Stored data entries

______________________________

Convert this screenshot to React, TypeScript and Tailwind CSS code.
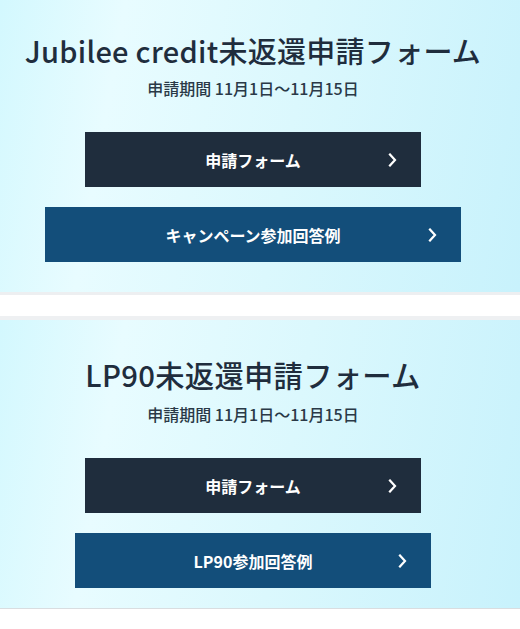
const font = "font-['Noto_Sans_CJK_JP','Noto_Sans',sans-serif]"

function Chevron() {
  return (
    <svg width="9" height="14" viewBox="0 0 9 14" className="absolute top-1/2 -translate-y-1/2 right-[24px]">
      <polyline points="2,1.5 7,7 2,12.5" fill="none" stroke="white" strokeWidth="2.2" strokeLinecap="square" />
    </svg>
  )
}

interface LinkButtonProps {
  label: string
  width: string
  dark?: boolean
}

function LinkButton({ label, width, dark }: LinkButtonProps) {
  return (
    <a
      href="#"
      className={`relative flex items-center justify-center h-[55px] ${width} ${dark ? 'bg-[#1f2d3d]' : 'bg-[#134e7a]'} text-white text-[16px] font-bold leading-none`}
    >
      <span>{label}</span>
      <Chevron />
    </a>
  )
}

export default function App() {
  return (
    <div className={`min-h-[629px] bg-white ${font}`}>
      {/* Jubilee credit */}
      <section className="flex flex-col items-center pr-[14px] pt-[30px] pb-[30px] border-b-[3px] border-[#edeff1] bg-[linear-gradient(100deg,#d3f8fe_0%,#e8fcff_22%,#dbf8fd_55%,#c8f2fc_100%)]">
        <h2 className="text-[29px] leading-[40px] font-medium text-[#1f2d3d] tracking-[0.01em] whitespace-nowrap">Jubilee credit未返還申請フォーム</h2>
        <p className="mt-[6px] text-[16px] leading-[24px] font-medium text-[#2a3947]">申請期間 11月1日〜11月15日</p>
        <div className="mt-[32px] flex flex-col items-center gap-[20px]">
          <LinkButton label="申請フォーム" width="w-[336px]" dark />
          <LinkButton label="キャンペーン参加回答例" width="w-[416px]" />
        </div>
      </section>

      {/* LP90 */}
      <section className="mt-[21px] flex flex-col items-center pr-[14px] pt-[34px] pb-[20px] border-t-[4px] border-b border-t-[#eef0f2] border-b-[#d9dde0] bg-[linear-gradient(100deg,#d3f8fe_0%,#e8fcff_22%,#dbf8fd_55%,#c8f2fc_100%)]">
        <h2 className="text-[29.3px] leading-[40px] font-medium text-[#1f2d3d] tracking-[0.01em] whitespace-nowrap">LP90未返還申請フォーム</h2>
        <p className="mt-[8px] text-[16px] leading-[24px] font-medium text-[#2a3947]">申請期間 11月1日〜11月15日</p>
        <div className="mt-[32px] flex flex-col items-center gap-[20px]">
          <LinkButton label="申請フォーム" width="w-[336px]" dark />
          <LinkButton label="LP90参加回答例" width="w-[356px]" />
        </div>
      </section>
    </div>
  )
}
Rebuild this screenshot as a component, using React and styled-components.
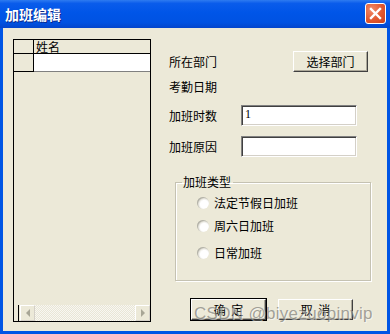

______________________________

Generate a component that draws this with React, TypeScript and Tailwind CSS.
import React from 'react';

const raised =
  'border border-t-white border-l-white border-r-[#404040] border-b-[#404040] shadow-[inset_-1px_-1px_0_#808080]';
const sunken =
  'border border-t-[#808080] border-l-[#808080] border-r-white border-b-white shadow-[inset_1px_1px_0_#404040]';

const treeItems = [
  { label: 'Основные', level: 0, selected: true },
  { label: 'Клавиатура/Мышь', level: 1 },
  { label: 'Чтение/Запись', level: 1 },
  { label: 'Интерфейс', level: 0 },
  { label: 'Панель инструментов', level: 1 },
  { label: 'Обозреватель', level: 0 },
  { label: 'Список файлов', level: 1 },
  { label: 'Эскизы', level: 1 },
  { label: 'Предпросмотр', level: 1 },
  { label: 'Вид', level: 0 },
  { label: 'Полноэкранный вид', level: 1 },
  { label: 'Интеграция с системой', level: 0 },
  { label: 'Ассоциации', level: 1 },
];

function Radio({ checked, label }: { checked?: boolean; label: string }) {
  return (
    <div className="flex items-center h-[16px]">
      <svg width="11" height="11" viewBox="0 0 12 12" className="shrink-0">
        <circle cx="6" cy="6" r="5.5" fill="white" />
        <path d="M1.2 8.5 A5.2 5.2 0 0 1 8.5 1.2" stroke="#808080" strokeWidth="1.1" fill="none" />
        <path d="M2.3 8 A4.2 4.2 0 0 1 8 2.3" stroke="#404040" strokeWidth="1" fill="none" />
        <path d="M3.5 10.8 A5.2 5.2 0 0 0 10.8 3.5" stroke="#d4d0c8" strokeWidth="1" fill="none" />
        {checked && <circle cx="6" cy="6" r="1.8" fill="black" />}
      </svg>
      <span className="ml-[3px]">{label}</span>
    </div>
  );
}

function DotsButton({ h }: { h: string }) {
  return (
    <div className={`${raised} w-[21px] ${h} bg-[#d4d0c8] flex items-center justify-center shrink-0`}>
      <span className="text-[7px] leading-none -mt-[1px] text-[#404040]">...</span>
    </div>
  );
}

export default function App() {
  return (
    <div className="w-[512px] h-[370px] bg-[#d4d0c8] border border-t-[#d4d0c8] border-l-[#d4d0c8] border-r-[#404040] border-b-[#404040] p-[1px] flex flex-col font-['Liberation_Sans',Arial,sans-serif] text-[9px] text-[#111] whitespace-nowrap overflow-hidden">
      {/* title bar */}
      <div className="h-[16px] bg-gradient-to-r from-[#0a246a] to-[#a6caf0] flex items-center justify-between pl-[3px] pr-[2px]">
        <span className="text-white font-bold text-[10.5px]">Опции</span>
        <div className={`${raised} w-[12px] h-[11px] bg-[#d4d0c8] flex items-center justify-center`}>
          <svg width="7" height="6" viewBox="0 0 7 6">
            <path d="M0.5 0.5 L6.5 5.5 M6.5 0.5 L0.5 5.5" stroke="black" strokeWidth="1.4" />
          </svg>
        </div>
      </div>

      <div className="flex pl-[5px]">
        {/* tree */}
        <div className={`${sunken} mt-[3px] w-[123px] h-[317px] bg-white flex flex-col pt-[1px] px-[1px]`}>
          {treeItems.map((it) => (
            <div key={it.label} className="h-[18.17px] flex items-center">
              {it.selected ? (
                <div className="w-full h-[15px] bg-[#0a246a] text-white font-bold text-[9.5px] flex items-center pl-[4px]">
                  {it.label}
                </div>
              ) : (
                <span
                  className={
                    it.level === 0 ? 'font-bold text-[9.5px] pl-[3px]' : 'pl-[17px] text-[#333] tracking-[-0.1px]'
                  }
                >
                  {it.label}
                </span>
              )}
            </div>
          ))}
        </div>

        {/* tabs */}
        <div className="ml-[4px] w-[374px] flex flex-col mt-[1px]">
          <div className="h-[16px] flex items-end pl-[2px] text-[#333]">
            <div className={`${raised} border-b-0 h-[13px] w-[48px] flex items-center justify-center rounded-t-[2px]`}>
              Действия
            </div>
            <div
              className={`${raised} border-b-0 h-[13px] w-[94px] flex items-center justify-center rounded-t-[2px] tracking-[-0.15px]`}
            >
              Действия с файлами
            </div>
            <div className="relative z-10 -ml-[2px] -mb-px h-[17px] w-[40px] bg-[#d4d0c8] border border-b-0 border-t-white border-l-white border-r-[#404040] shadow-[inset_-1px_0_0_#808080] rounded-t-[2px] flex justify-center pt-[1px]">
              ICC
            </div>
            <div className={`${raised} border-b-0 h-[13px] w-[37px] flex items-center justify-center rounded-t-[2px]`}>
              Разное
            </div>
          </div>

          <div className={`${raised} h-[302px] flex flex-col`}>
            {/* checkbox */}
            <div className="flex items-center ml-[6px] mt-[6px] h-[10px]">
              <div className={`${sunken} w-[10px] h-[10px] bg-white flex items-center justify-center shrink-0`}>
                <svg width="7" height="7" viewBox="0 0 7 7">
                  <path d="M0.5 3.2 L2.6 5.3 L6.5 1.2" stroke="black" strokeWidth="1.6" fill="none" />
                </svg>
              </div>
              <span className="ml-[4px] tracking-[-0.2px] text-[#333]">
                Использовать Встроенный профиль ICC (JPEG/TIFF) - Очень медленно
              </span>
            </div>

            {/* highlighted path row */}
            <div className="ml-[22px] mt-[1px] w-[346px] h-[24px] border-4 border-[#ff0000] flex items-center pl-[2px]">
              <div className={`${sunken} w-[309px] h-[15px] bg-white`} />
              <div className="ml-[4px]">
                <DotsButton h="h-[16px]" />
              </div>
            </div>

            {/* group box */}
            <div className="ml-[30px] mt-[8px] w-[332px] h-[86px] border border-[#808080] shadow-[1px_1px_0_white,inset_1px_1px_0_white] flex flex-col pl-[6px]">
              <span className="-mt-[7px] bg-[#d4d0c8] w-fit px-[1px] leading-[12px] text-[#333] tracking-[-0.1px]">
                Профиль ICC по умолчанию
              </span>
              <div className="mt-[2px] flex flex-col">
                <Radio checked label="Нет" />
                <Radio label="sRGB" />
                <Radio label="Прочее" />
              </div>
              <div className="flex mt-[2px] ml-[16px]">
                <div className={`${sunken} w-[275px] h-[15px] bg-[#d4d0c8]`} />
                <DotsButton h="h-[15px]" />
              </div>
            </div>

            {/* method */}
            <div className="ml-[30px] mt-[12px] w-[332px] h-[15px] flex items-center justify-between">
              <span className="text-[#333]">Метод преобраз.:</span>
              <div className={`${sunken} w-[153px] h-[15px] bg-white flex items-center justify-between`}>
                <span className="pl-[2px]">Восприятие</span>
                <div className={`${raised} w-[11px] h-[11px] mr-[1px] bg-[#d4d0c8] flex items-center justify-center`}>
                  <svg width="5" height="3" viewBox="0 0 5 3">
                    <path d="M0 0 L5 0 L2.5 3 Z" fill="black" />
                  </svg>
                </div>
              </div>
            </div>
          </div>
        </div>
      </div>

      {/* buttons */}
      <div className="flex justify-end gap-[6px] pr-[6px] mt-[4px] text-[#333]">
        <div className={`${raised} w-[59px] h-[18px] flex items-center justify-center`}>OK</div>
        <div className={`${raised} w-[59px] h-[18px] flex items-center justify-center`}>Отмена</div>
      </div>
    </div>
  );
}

______________________________

■ Set task:
Extract from the records above the lines from the one containing "Generate a component" to the one containing "import React from 'react';", both lines included, exactly as they appear and with nothing else.

■ Correct response:
Generate a component that draws this with React, TypeScript and Tailwind CSS.
import React from 'react';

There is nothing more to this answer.